Fiorina recalls in her book that she was flattered by the inclusions. She points out that such lists can “encourage other women to enter the business world … and can serve to remind everyone that diversity makes business better.”
But, she adds, such a listing “implies that business is like tennis or golf or soccer - there's the women's ladder or team, and the men's.

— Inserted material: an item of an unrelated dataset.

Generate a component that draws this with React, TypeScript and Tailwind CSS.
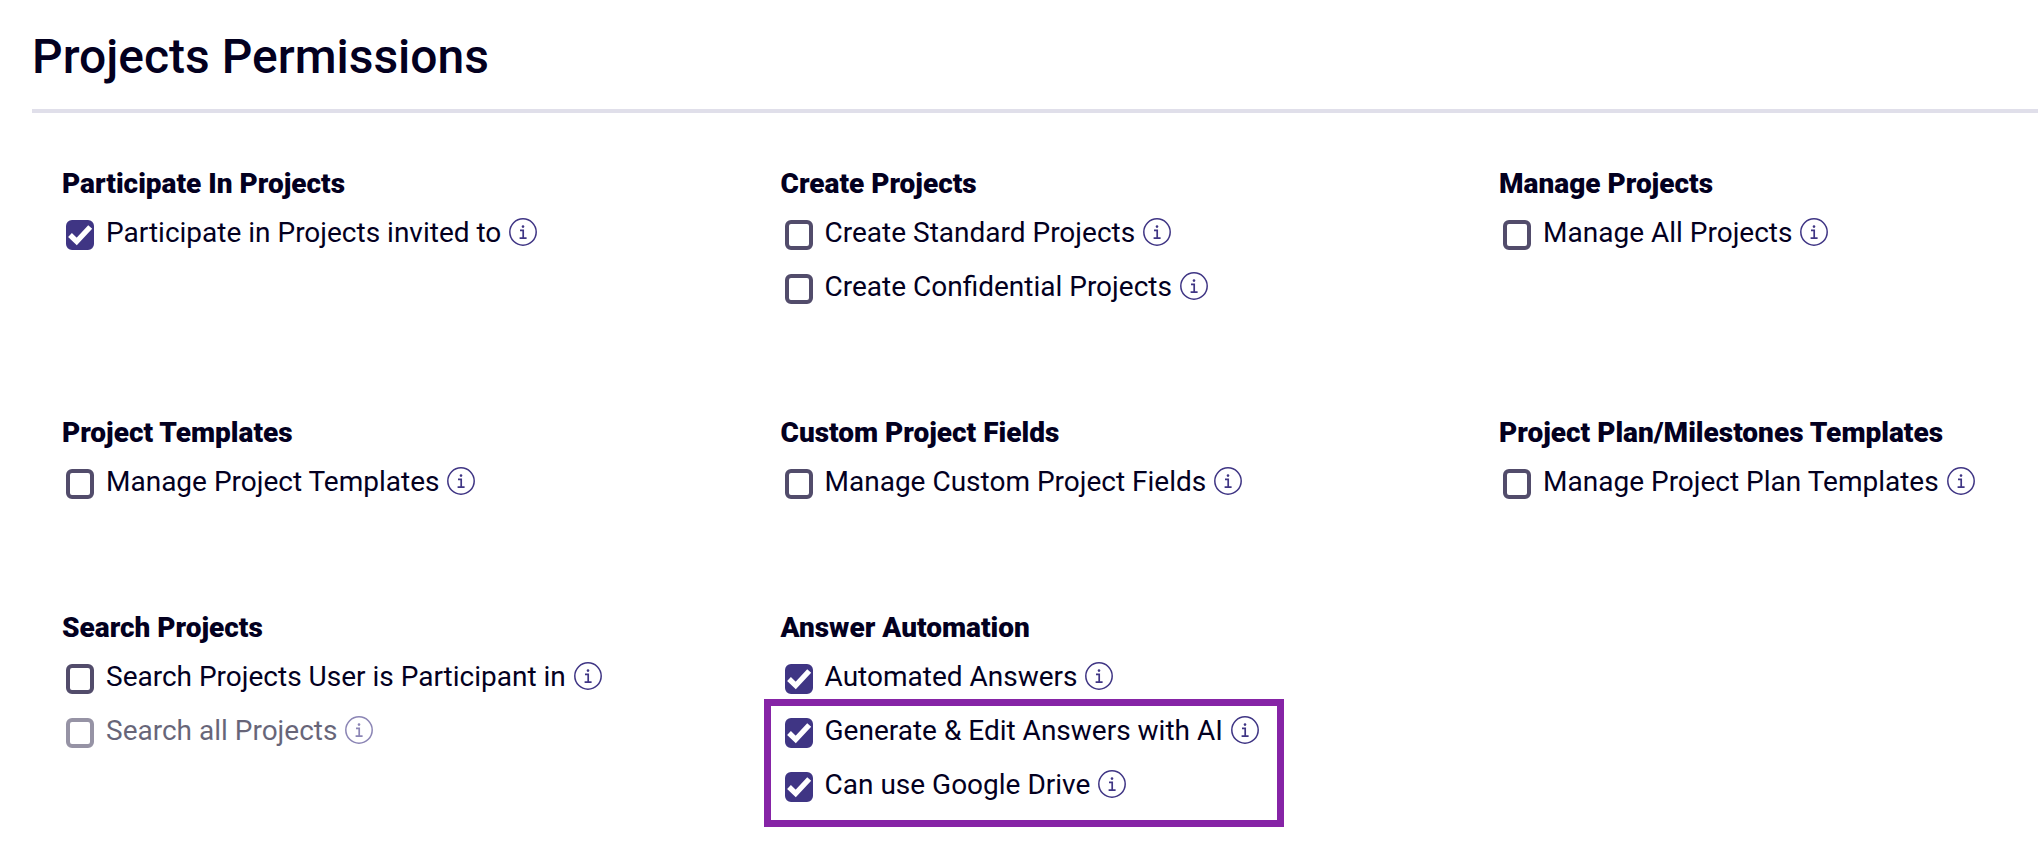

Women have to compete against one another because they can't compete with men.”
She notes that, after all, there is no “50 Most Powerful Men in Business” list.
“Tough Choices” is packed with heaps of sound management advice, based on the author's real-life experiences - and on subjects other than gender bias.
She relates how at HP she took charge of an executive team that “had never been asked to lead before,” how a business model doesn't have “synergy” just because headquarters says it does, and how a board of directors sometimes needs a good shot of “realism.”
That last notion was her thinking in 2001, as HP moved toward its eventual purchase of Compaq:
Our board needed to understand how tough this (integration) would be really be. … No one was focused on consolidation as the obvious next step in an industry that would never again grow at five time GDP.
Fiorina's prediction of hard times ahead was spot on. The Compaq deal was controversial from start to finish, and one of the Hewlett family members put up a rousing battle.
In the end, had the stock soared, all that scuffling would have been forgotten and Fiorina hailed as a bold and savvy leader.
But it didn't, and she wasn't. The board tossed her out.
She went on in 2010 to run against Barbara Boxer of California for the U.S. Senate. (Fiorina's primary campaign featured “demon sheep” that “fleeced” taxpayers. That motif was turned against her in YouTube parodies - “Carly has been very, very ba-a-a-d.”)
But in the book's summing-up, Fiorina claims no regrets.
“I had made mistakes,” she writes, “but I had made a difference. … While I grieved for the people and the purpose I had lost, I did not grieve for the loss of my soul.”
Maintaining your soul - your sense of worth and self-esteem, your balance - is a good goal for any leader, woman or man, right?